Another advantage of keeping them short is that you will be less likely to make grammar or spelling mistakes – often cited as a reason that people stop reading.
There are likely hundreds if not thousands of blogs on your given subject, so make sure yours isn’t passed over in favour of another because readers can’t follow what you are trying to say.
The rule of thumb is less than 20 words.
Make Each Paragraph Count
Always start each paragraph with an information point that is important to your subject, and then develop your point further within the paragraph.
This way, when your blog is initially skim-read (trust me, it’s what happens whether the reader is aware they’re doing it or not).
The readers’ eyes will pick out the beginning of each paragraph as something of interest, and will therefore go back to read the entire blog.
Your paragraphs don’t need to be too long – keep them short and concise like your sentences and try to stick to 3 or 4 lines in length.
Reducing paragraph length helps with mobile readability. Long paragraphs on mobile can appear heavy and off-putting.
Watch Your Language
By this I mean choose the words you use carefully by avoiding any that are long or overly-complicated.
I’m not suggesting you dumb your article down.
But why use a word that your reader might be unsure of when a simpler word, still gets the point across without you losing any readers!
Of course you may be blogging on a subject for which the proper jargon is par for the course, and that’s fine, just be sure you don’t alienate your audience by throwing in as many technical words as you can.
Use Signal Words Within Your Blog
Signal words (often called transition words) do just that – they signal, or direct, your reader that something is coming up; think of them as a way to cement two sentences together.
Examples of signal or transition words are ‘because’ and ‘therefore’, and you use them to link your sentences together.
These types of words will help your reader to understand your content better, and relate to what you are saying, as they make your writing more conversational and therefore flow better for the reader.

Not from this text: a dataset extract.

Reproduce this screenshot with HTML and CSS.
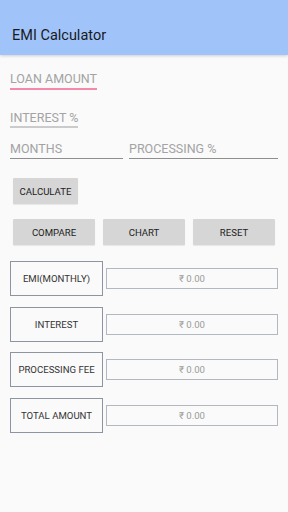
FILE: index.html
```html
<!DOCTYPE html>
<html lang="en">
<head>
  <meta charset="UTF-8" />
  <title>EMI Calculator</title>
  <link rel="stylesheet" href="styles.css">
</head>
<body>

<div class="appbar">EMI Calculator</div>

<div class="form">
  <div class="row row-loan">
    <div class="field field-focus">LOAN AMOUNT</div>
  </div>
  <div class="row row-interest">
    <div class="field field-light">INTEREST %</div>
  </div>
  <div class="row row-split">
    <div class="field field-dark months">MONTHS</div>
    <div class="field field-dark processing">PROCESSING %</div>
  </div>

  <div class="row row-calc">
    <button class="btn btn-calc">CALCULATE</button>
  </div>

  <div class="row row-actions">
    <button class="btn">COMPARE</button>
    <button class="btn">CHART</button>
    <button class="btn">RESET</button>
  </div>

  <div class="result">
    <div class="result-label">EMI(MONTHLY)</div>
    <div class="result-value">₹ 0.00</div>
  </div>
  <div class="result">
    <div class="result-label">INTEREST</div>
    <div class="result-value">₹ 0.00</div>
  </div>
  <div class="result">
    <div class="result-label">PROCESSING FEE</div>
    <div class="result-value">₹ 0.00</div>
  </div>
  <div class="result">
    <div class="result-label">TOTAL AMOUNT</div>
    <div class="result-value">₹ 0.00</div>
  </div>
</div>

</body>
</html>
```

FILE: styles.css
```css
body {
  margin: 0;
  background-color: #fafafa;
  font-family: Roboto, "Liberation Sans", sans-serif;
}

.appbar {
  height: 55px;
  padding: 28px 0 0 12px;
  box-sizing: border-box;
  background-color: #a0c4fa;
  color: #1a1a1a;
  font-size: 14.5px;
  line-height: 16px;
  box-shadow: 0 1px 3px rgba(0, 0, 0, 0.18);
}

.form {
  padding: 0 10px;
}

.row {
  display: flex;
}

.field {
  font-size: 12.5px;
  line-height: 15px;
  color: #a3a3a3;
  white-space: nowrap;
  box-sizing: border-box;
}

.field-focus {
  padding-bottom: 2px;
  border-bottom: 2px solid #f589aa;
}

.field-light {
  padding-bottom: 1px;
  border-bottom: 2px solid #cbcbcb;
}

.field-dark {
  padding-bottom: 2px;
  border-bottom: 1px solid #8e8e8e;
}

.row-loan {
  margin-top: 16px;
}

.row-interest {
  margin-top: 20px;
}

.row-split {
  margin-top: 13px;
  gap: 6px;
}

.months {
  width: 113px;
}

.processing {
  width: 149px;
}

.btn {
  height: 26px;
  padding: 0;
  border: none;
  border-radius: 1px;
  background-color: #d6d6d6;
  color: #222;
  font-family: Roboto, "Liberation Sans", sans-serif;
  font-size: 9.6px;
  box-shadow: 0 1px 1px rgba(0, 0, 0, 0.08);
}

.row-calc {
  margin-top: 19px;
  padding-left: 3px;
}

.btn-calc {
  width: 65px;
}

.row-actions {
  margin-top: 15px;
  padding-left: 3px;
  gap: 8px;
}

.row-actions .btn {
  width: 82px;
}

.result {
  display: flex;
  align-items: center;
  margin-top: 10.5px;
}

.row-actions + .result {
  margin-top: 16px;
}

.result-label {
  width: 93px;
  height: 35px;
  border: 1px solid #8d95a1;
  box-sizing: border-box;
  display: flex;
  align-items: center;
  justify-content: center;
  font-size: 9.6px;
  color: #333;
}

.result-value {
  width: 172px;
  height: 21px;
  margin-left: 3px;
  border: 1px solid #b3b8c0;
  box-sizing: border-box;
  display: flex;
  align-items: center;
  justify-content: center;
  font-size: 9.6px;
  color: #9a9a9a;
}
```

Variety Is The Spice Of Life
Nothing will turn a reader off faster than repetition, and in something like a blog, which tends to be relatively short, as soon as you start repeating yourself it will stand out a mile.
The aim is to make your writing as attractive and as easy to read as possible, and you can do that by adding some variety to the words used and by varying the lengths of your sentences.
A piece of writing that flows well is a lot more engaging, so ensure that your readers don’t get bored halfway through by making it pleasing to read from start to finish.
Tone It Up
This tip ties in with knowing your audience, and again, although it may seem obvious, it’s important to decide on the tone of your blog from the beginning and to be consistent with it.
Are you after a jokey, mates-all-chatting-down-the-pub vibe? Or do you want a more professional, confidence-inspiring flavour?
This will of course depend on your subject matter and target audience; it is unlikely that someone reading a blog on dealing with bereavement is going to want, or expect, a laugh-a-minute style of writing…but a blog about friends on a road trip would be severely lacking without some humour thrown in.
Check out this article where I explored ‘Passive vs aggressive tones of voice and how to implement the right balance in your marketing strategy.’
Include A CTA In Your Blog
A CTA or Call To Action is an important marketing term that you can use in blogs to encourage an immediate response in your readers.
Ideally, you want to include this within the first 10% of your blog, and then again in the final 10%. A CTA often takes the form of an instruction:
‘Visit A Store Today!’ ‘Pick Up The Phone Now!’
you can also use your blog to give similar instructions:
‘Head Over To My Website To Find Out More’, or how about, ‘Follow These Tips For Writing A Blog Your Readers Will Love!’?
If you follow the basic guidelines above you will be able to improve the user experience of your blogs and reduce your bounce rate.